Strengthening Accreditation’s Focus on Outcomes

America is home to the best colleges and universities in the world. These institutions provide students with quality degrees and certificates that prepare them for a good career, a good salary, and full participation in their community and our democracy. But there are still institutions that fail to offer hard-working students a quality education. These schools over-promise and under-deliver, leaving students without the education and skills for success in the job market and in life.

To ensure all Americans have the opportunity to succeed in higher education and that federal investments to help students and families pay for college are well spent, we need the federal government, states, and accrediting agencies all to step up and fulfill the critical role each plays in ensuring the quality of colleges and universities.

For more than half a century, the accreditation process has sought to help colleges and programs set standards and continuously improve the education they provide. And it is one stamp of approval the Department requires—an indicator that is intended to ensure a school offers a solid investment of public dollars—before an institution is eligible to receive federal student aid.

But while this system is meant to focus our higher education field on quality, it is all too clear that we all must do more to address substandard and underperforming institutions, variations in quality and student outcomes, and the challenges facing today’s more diverse group of students. This includes our accreditors.

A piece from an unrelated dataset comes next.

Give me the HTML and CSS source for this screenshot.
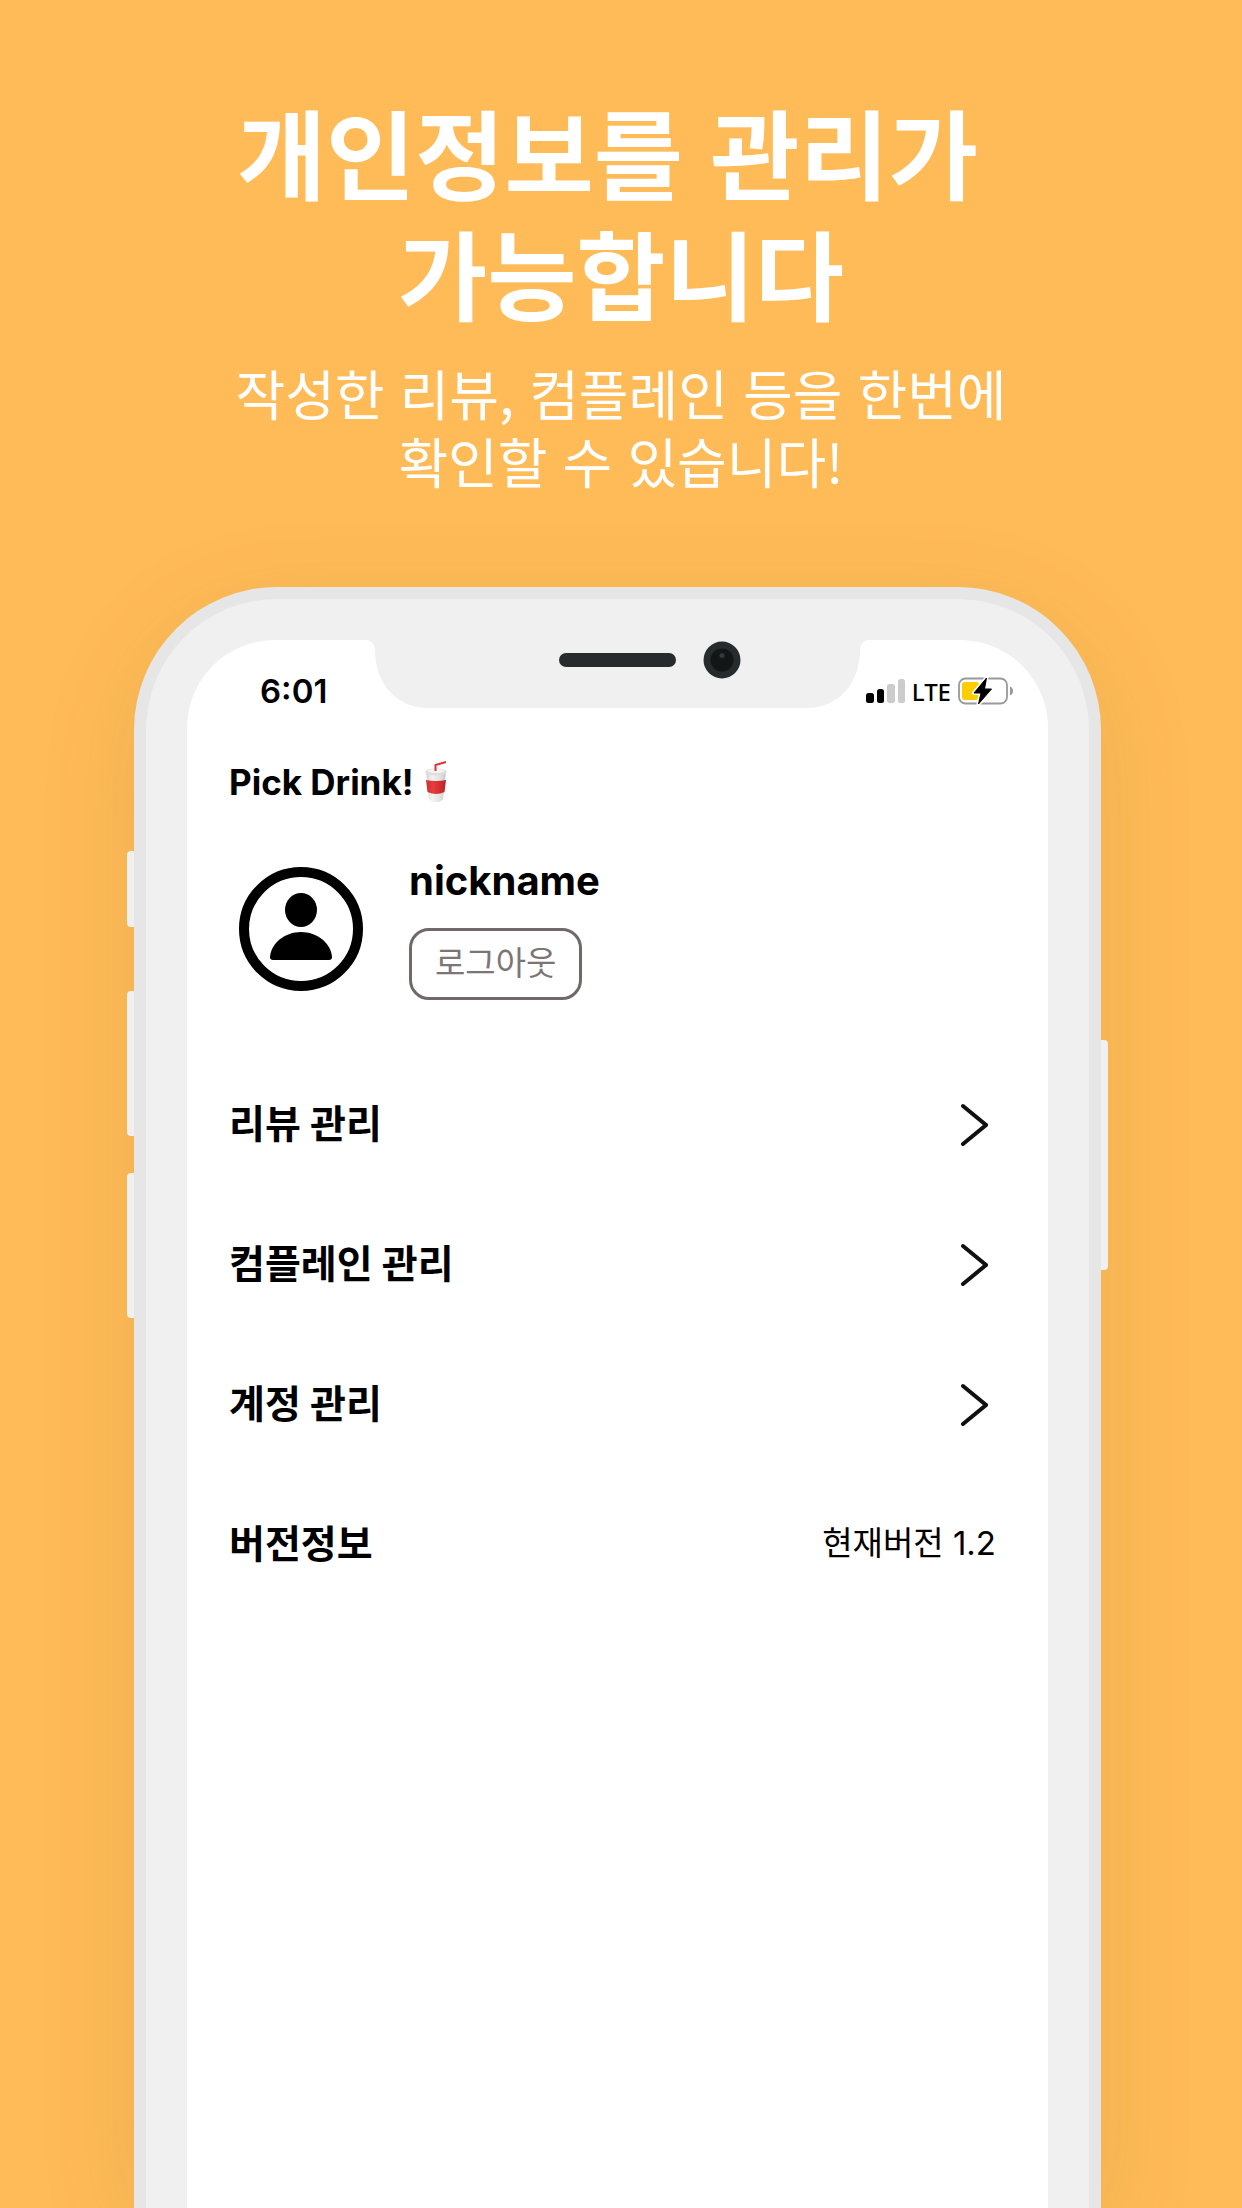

Students and families trust that accreditation indicates that a school or program will offer them a worthwhile education that prepares graduates for work and life—in other words, positive outcomes for students. Accreditors’ evaluations must increasingly put a premium on student outcomes. We do not intend to impose specific standards on institutions, but want to ensure that accreditors establish and enforce strong and meaningful outcome standards, evaluated by the Department, that effectively address educational quality, including student achievement. Agencies need to do more than certify that institutions make quality offerings available; they must gauge the extent to which the institutions actually help more students achieve their goals. And because of our belief in the importance of equal opportunity to learn and achieve, that means strong outcomes for all students, not just some.

The Obama Administration continues to work on shared efforts to update the accreditation process and better protect students and taxpayers. In November 2015, our Department announced a set of executive actions and legislative proposals to improve accreditation and improve transparency and accountability. At that time, Secretary Arne Duncan also invited further recommendations, specifically on improved information-sharing and coordination with accreditors and clearer guidance on the flexibility accreditors have to focus resources on problematic institutions, which we are sharing today.

The Department will undertake additional steps to achieve these goals, including:

  • Meeting more regularly with accreditors to increase their knowledge of Department policies and, where possible, share information on schools of concern.
  • Sharing more information with accreditors about actions the Department plans to take, once we have safeguards in place for sharing sensitive information.
  • Requiring information submitted by accreditors to the Department to be structured to better distinguish where additional action is needed, and categorize key terms and definitions to promote consistency.
  • Requiring—and sharing publicly when possible—more information from accreditors on why institutions were placed on probation, placed on warning, or found out of compliance with one or more of the accrediting agency’s standards.
  • Clarifying the flexibility agencies have to differentiate review processes for institutions, with guidance on specific standards and criteria that accreditors could use to strengthen their focus on outcomes.

The focus on outcomes is essential to increase the rigor of accreditation and to provide the flexibility that can foster the innovation we need in higher education in order to serve all students well. All of us—colleges and universities, accrediting agencies, the Department, states, and the public we serve—share a stake in ensuring quality outcomes for all students.

The actions we’re announcing today represent another important step in this direction. But we can’t do it alone. In November, we announced a suite of legislative proposals that will enable accrediting agencies and the Department to conduct more rigorous, outcome-oriented reviews of institutions, and to take more forceful actions where appropriate. We look forward to working with Congress to complement the measures we have announced with new reforms that provide even stronger support for students and families.